Commenting on the increases, Patrick Farrell, Retail Banking Director at Permanent TSB, said: “For any customer applying for a mortgage over €250,000 the increases range from 0.05% to a maximum of 0.45%.

“We are seeking to balance the reality of the increased interest rate environment with the need to provide a competitive offering to our mortgage customers and to provide certainty, in particular, to those customers who are already advanced on their mortgage journey.

“We also recognise the need to re-commence increasing deposit rates for savers and we are pleased to start this today by introducing increases to our Regular Saver and Fixed Term deposit accounts.”

First-time buyers

Meanwhile, a new report from Banking & Payments Federation Ireland (BPFI) has highlighted the increased mortgage repayments homeowners are facing in the last two years.
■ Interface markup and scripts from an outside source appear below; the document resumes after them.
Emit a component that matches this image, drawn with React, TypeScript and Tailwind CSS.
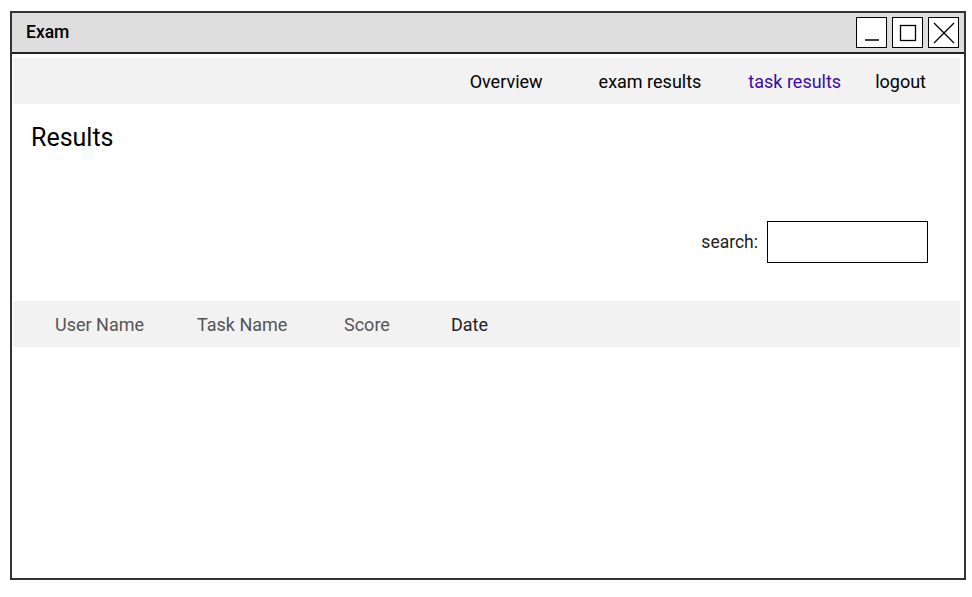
import React from "react";

const navItems = [
  { label: "Overview", active: false },
  { label: "exam results", active: false },
  { label: "task results", active: true },
  { label: "logout", active: false },
];

const columns = [
  { label: "User Name", w: "w-[142px]", dark: false },
  { label: "Task Name", w: "w-[147px]", dark: false },
  { label: "Score", w: "w-[107px]", dark: false },
  { label: "Date", w: "w-[100px]", dark: true },
];

function WinButton({ children }: { children: React.ReactNode }) {
  return (
    <div className="w-[31px] h-[31px] border-[1.5px] border-black bg-white flex items-center justify-center">
      {children}
    </div>
  );
}

export default function App() {
  return (
    <div className="w-[972px] h-[597px] bg-white pt-[11px] pl-[10px]" style={{ fontFamily: "Roboto, 'Noto Sans', sans-serif" }}>
      <div className="w-[956px] h-[569px] border-2 border-[#333] flex flex-col">
        {/* Title bar */}
        <div className="h-[41px] bg-[#dedede] border-b-2 border-[#222] flex items-center justify-between pl-[14px] pr-[5px] shrink-0">
          <span className="text-[17.5px] font-medium text-black">Exam</span>
          <div className="flex gap-[5px]">
            <WinButton>
              <svg width="20" height="20" viewBox="0 0 20 20">
                <line x1="3" y1="17" x2="17" y2="17" stroke="black" strokeWidth="1.5" />
              </svg>
            </WinButton>
            <WinButton>
              <svg width="20" height="20" viewBox="0 0 20 20">
                <rect x="2.5" y="2.5" width="15" height="15" fill="none" stroke="black" strokeWidth="1.3" />
              </svg>
            </WinButton>
            <WinButton>
              <svg width="24" height="24" viewBox="0 0 24 24">
                <line x1="2" y1="2" x2="22" y2="22" stroke="black" strokeWidth="1.3" />
                <line x1="22" y1="2" x2="2" y2="22" stroke="black" strokeWidth="1.3" />
              </svg>
            </WinButton>
          </div>
        </div>

        {/* Content */}
        <div className="flex-1 flex flex-col pl-[1px] pr-[4px] pt-[4px]">
          <nav className="h-[46px] bg-[#f2f2f2] flex items-center justify-end pr-[34px] text-[18px]">
            <div className="flex items-center">
              {navItems.map((item, i) => (
                <span
                  key={item.label}
                  className={
                    (item.active ? "text-[#3a0ca3]" : "text-black") +
                    (i === 0 ? " mr-[56px]" : i === 1 ? " mr-[47px]" : i === 2 ? " mr-[34px]" : "")
                  }
                >
                  {item.label}
                </span>
              ))}
            </div>
          </nav>

          <h1 className="text-[25px] text-black pl-[18px] mt-[18px] leading-[32px]">Results</h1>

          <div className="flex items-center justify-end mt-[67px] pr-[32px]">
            <span className="text-[17.5px] text-[#222] mr-[9px]">search:</span>
            <input className="w-[161px] h-[42px] border border-black outline-none" />
          </div>

          <div className="h-[46px] bg-[#f2f2f2] mt-[38px] flex items-center pl-[42px] text-[18px]">
            {columns.map((c) => (
              <span key={c.label} className={c.w + " " + (c.dark ? "text-[#222]" : "text-[#555]")}>
                {c.label}
              </span>
            ))}
          </div>
        </div>
      </div>
    </div>
  );
}
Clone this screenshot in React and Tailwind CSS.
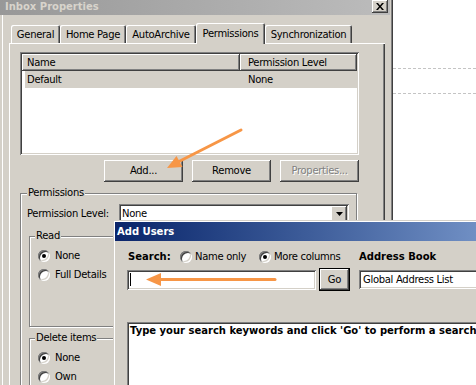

The median monthly mortgage repayment (excluding self-builds) rose by more than €110 to €1,020 for First-Time Buyers (FTBs) between H1 2020 and H1 2022 (the first half of a calendar year), according to the report.

This figure increased by more than €150 to €1,361 for mover purchasers over the same period, reflecting higher house prices and larger loans.

The latest Mortgage Market Profile Report H1 2022 examines the profile of borrowers, their loans and property types on a national and regional basis.

The report also analyses how the market for home mortgages has changed since before the Covid-19 pandemic, and the previous lending peak of 2005 and drawdown peak of 2008.

Key findings from the report show:

  • First-time buyers (FTBs) buying existing properties accounted for almost half (48%) of home mortgages (mortgages for borrowers buying or building homes) in H1 2022
  • The median property value, loan value and monthly repayment (excluding self-builds) for FTB mortgages on existing properties each rose by about 10% between H1 2021 and H1 2022
  • One in five FTBs and two in five mover purchasers borrowed less than they could under CBI mortgage rules
  • The median age of the main mover purchase borrowers increased to 43 while the median FTB age was unchanged at 34
  • On a regional basis Wicklow had the country’s highest median basic household incomes, monthly repayments (excluding self-builds) and property values for FTBs buying or building new properties

Overall, the mortgage market continued to grow strongly in H1 2022 with drawdown volumes up by 17% year on year to 21,895, the most since 2009. First-time buyers led the way with 11,178 drawdowns, the highest H1 volumes since 2007.

Some borrowers are minimising repayments through longer loan terms while others are opting to maximise deposits to minimise the amount borrowed.

Commenting on the report, Brian Hayes, Chief Executive of BPFI, said: “In the face of rising residential property prices and wider increases in the cost of living in the first half of 2022 and higher European Central Bank interest rates in the second half, there is understandably an intense focus on mortgage repayments at present.

“Prospective borrowers aiming to buy a home have options to minimise their regular repayments.”

Hayes noted that today’s report includes mortgages drawn down before the ECB began increasing its interest rates.

“One way to reduce payments is to look for longer loan terms, particularly for FTBs as they are much younger than movers.

“Interestingly however, there is no evidence of this as latest data which show that the share of FTB mortgages with loan terms of 35 years in H1 2022 was 26% and this share has been stable between 22% and 28% since 2015,” Hayes stated.